Letters In Support Of Vietnam Full Disclosure
This year marks the 50th anniversary of the landing of U.S. ground troops in Da Nang, Vietnam. Many consider this to be the beginning of the American War in Vietnam. To mark the fiftieth anniversary of the war the Pentagon is undertaking a ten-year, $65-million campaign to rewrite and whitewash the history of the war in Southeast Asia.
In response, Veterans for Peace has announced the Vietnam War Full Disclosure project to offer a more truthful history of the war. As part of the project, Veterans for Peace is asking all who were affected, directly or indirectly, by the war to write letters addressed to “The Wall” (the Vietnam War Memorial) describing their experiences and sharing their grief over its devastating consequences. The project welcomes letters from both soldiers and civilians.

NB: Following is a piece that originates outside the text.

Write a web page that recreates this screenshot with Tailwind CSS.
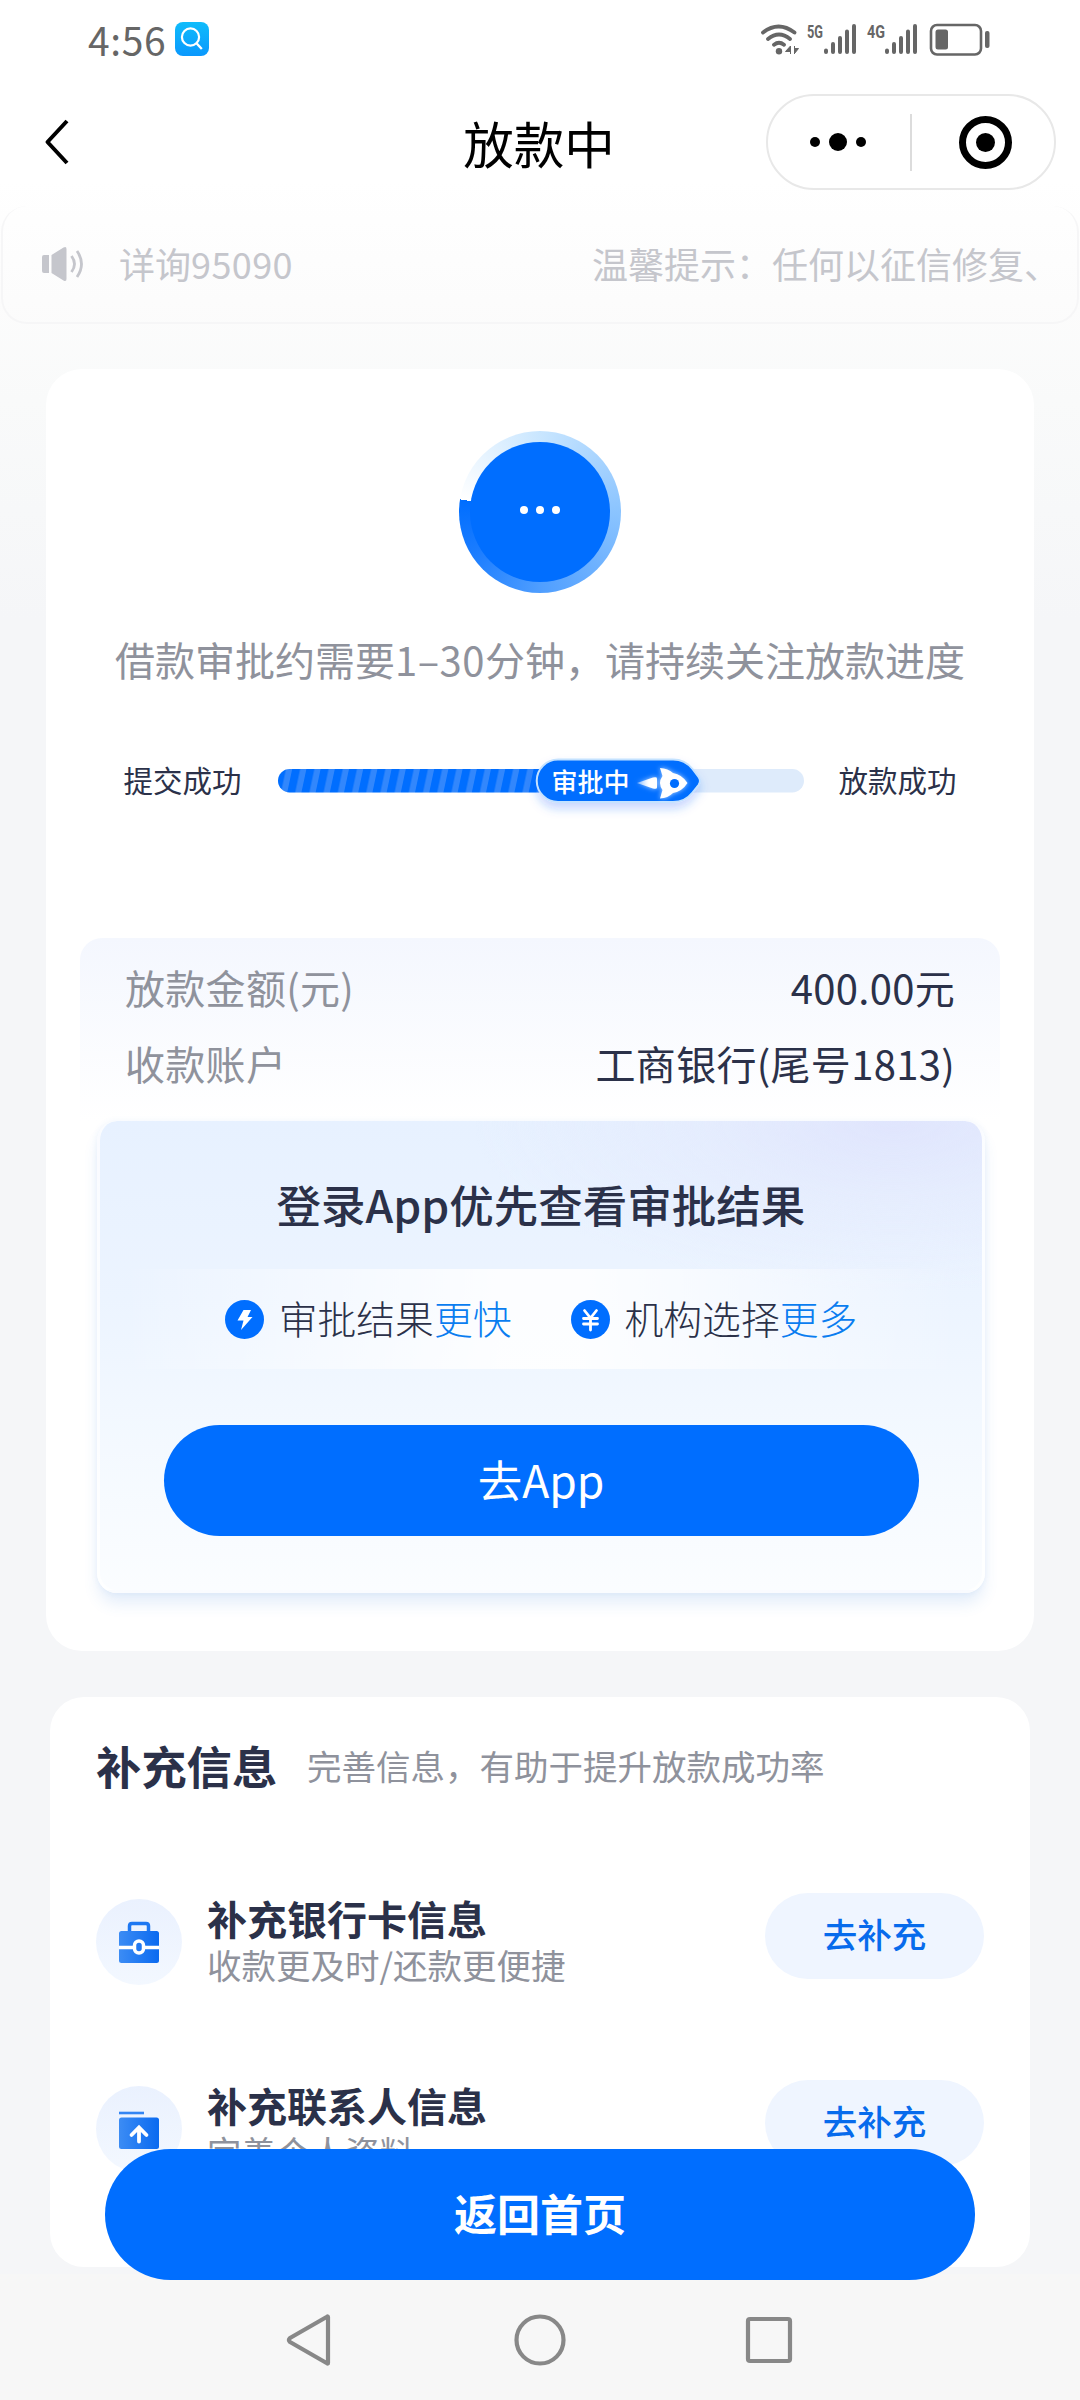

Letters can be emailed, but snail mail letters in hand-addressed envelopes are encouraged. The letters will be gathered and placed at the Vietnam War Memorial on Memorial Day 2015.
For more information, go to www.vietnamfulldisclosure.org.
To send a letter by email: vncom50@gmail.com.
To send in a hand written envelope: Full Disclosure; Veterans for Peace; 409 Ferguson Rd.; Chapel Hill, NC 27516 by May 1, 2015.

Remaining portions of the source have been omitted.